Re: [RFT][PATCH] generic device DMA implementation

From: Adam J. Richter (adam@yggdrasil.com)
Date: Fri Dec 27 2002 - 22:39:13 EST


On 2002-12-17 Manfred Spraul wrote the following, which I am taking
out of order:

>+Warnings: Memory coherency operates at a granularity called the cache
>+line width. [...]

        That's a description of "inconsistent" memory. "Consistent"
memory does not have the cache line problems. It is uncached.
Architectures that cannot allocate memory with this property cannot
allocate consistent memory, and accomodating what I think motivated
James to take a whack at this.

>The driver must use the normal memory barrier instructions even in
>coherent memory.

        I know Documentation/DMA-mapping.txt says that, and I
understand that wmb() is necessary with consistent memory, but I
wonder if rmb() really is, at least if you've declared the data
structures in question as volatile to prevent reordering of reads by
the compiler.

>- kmalloc (32,GFP_KERNEL) returns a 32-byte object, even if the cache
>line size is 128 bytes. The 4 objects in the cache line could be used
>by four different users. - sendfile() with an odd offset.

        +1 Insightful

        I think we could use a GFP_ flag for kmallocs that are
intended for DMA (typically networking and USB packets) that would
cause the memory allocation to be aligned and rounded up to a multiple
of cache line size. There probably are only a dozen or so such
kmallocs, but I think it's enough so that having a kmalloc flag
would result in a smaller kernel than without it.

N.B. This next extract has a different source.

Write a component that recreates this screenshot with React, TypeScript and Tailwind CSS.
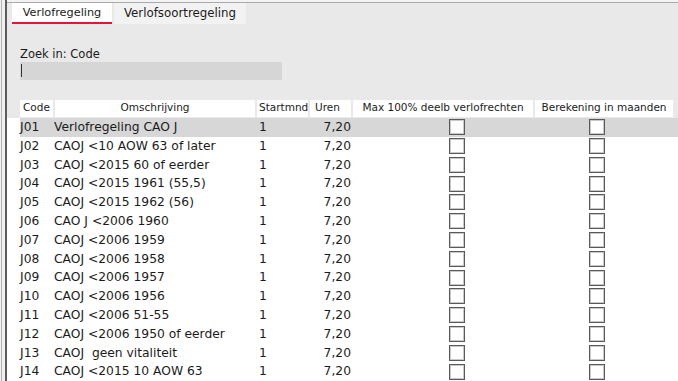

        As you've pointed out with your sendfile() example, the
problem you've identified goes beyond kmalloc. I'm still mulling it
over, but it's worth noting that it is not a new problem introduced by
the generic DMA interface. Thanks for raising it though. I hadn't
thought of it before.

Adam J. Richter __ ______________ 575 Oroville Road
adam@yggdrasil.com \ / Milpitas, California 95035
+1 408 309-6081 | g g d r a s i l United States of America
                         "Free Software For The Rest Of Us."